Their evidence of “disparagement” was that I had furnished a video of the party to Philadelphia magazine for posting on the internet, they claimed. I did not. I gave it to the magazine so it could verify what Saffron said. I never gave permission for it to be posted.
The other disparagement charge was truly a laugher.
After Saffron’s unprecedented, vicious attack on me, I said her words about me were “fucking lies,” and “sack of shit lies,” (which they were), that Saffron is “a lying, bitter, malicious crazy person,” (which she is) and, “I don’t know what I liked best — the demonstrable lies, the careless factual errors, the false impressions, or the guilt by association.” I said that, it was sarcasm, and every word was true. The jury verdict is proof.
Here’s the point: What I said was in my own defense, in response to Saffron’s vilification of me.
The insanity began when the Inquirer sued me for making a completely truthful statement.
They lie about me, I sue them.
I tell the truth about them, they sue me.
That was due to Paragraph 9 in the separation agreement. Here is the heart of it: “He will not make nor cause to be made any oral or written statements that disparage, are inimical to, or damage the reputation of the employer or any of its affiliates. . . This agreement includes, but is not limited to, any statements or postings online.”
In other words, it’s a lifetime gag order.
When was the last time you heard of a newspaper, which exists only because of Constitutional freedom of expression, trying to stifle someone else, especially a 47-year veteran staffer with many awards and an unblemished record?
The Inquirer suit against me was filed years after my so-called offense, and coincidentally(?) as my suit against them was heading toward trial.
Attempt to intimidate me? You decide.
At one point they offered a deal — you drop your suit, we’ll drop ours. They figured with their deep pockets and my limited assets, they could make me quit by browbeating me with bucks.
Instead, as my able attorney, Mark D. Schwartz, put it to them, “You poked the bear.”
I liked the metaphor.
About three years before my departure, the News staffers got moved into the Inquirer newsroom, as plans were laid to starve the Daily News to death.
The person doing the newsroom layout was a friend, and she arranged for me and columnist Jenice Arsmtrong to be seated next to one another. We were always the newsroom Odd Couple. Jenice is half-Woke, while I am awake. Very different. We never let our different opinion on many matters interfere with our friendship.
Even though Jen had my back, the Inquirer was a hostile work environment for me.
I was a leading Daily News columnist, the most senior of any nonsports columnist in the joint.

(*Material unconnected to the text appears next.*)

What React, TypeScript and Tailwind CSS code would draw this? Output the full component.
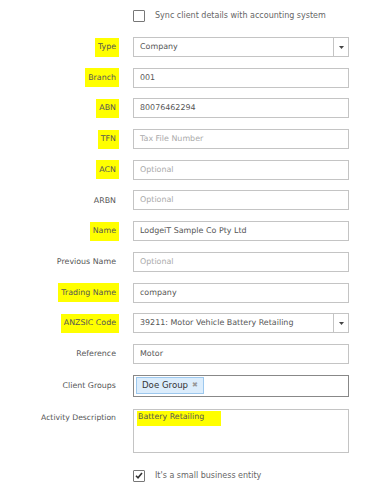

Guess how long it took for one of the three top Inquirer bosses to walk over to my desk and welcome me to the newsroom.
I am still waiting.
As I like to say, “F ‘em if they can’t take a joke.”
My last column for the Inquirer began this way: “Well, they finally got me.”

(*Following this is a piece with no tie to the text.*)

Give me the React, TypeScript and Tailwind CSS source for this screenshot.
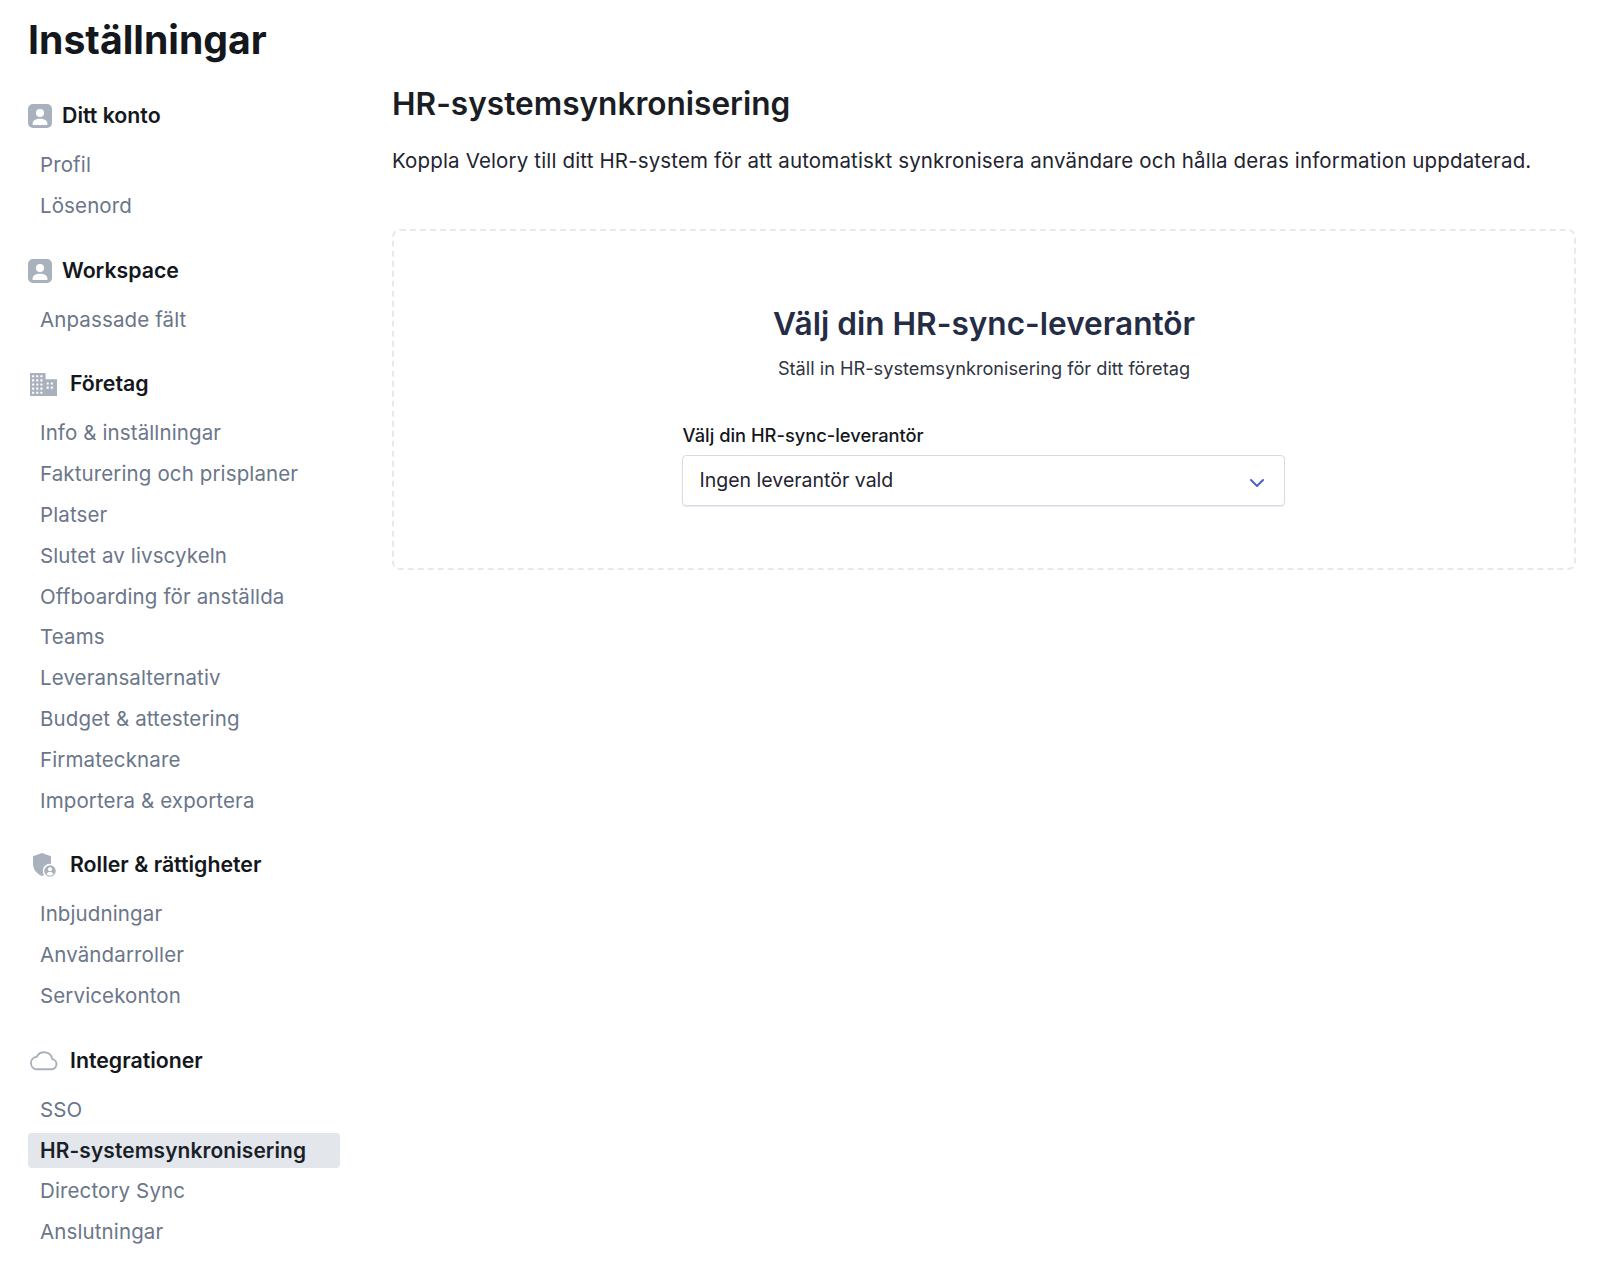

Does that sound like I left “voluntarily”? It was as “voluntary” as walking the plank on a pirate ship.
I can write all this now because the Inquirer and I have just settled the suit they brought against me.
Unlike Fox News, they don’t have to pay.
Like Fox News, no apology.
Not that I was expecting it.
Demonstrably, they hate me, even though I remain a loyal subscriber to the paper, whose business motto ought to be, “Well, we are better than nothing.”
As a subscriber, it saddens me that a newspaper that begs for donations in full-page ads decided to waste thousands of dollars on lawyers, money that would have been better spent on quality journalism. Who makes these foolish decisions? The publisher? The board? The lawyers would not tell me who gave the orders.
When they offered to drop the suit, with both parties just walking away, Schwartz and his able co-counsel Jason Pearlman, told me that would be a “win,” that my departing bonus was safe and I wouldn’t incur any further legal bills.
“It feels like a Pyrrhic victory,” I grumped.
The no disparagement clause in the 9-page separation agreement I signed amounts to a lifetime gag order. Anytime I post something on Facebook or my blog (Stubykofsky.com, go there and sign up) they don’t like, they could haul me into court, even if what I wrote was entirely true.
I couldn’t live like that. I told Schwartz that was my red line, that the Inquirer, like Moses, could set me free or we would go to court and they could roll the dice.
The Inquirer agreed to drop the clause.
“You’re a good poker player,” said Schwartz.
I don’t play poker, but I have 60 years experience of talking to and reading people.
I also insisted, and won, that the terms of the settlement not be confidential.
Which is why you are reading this now.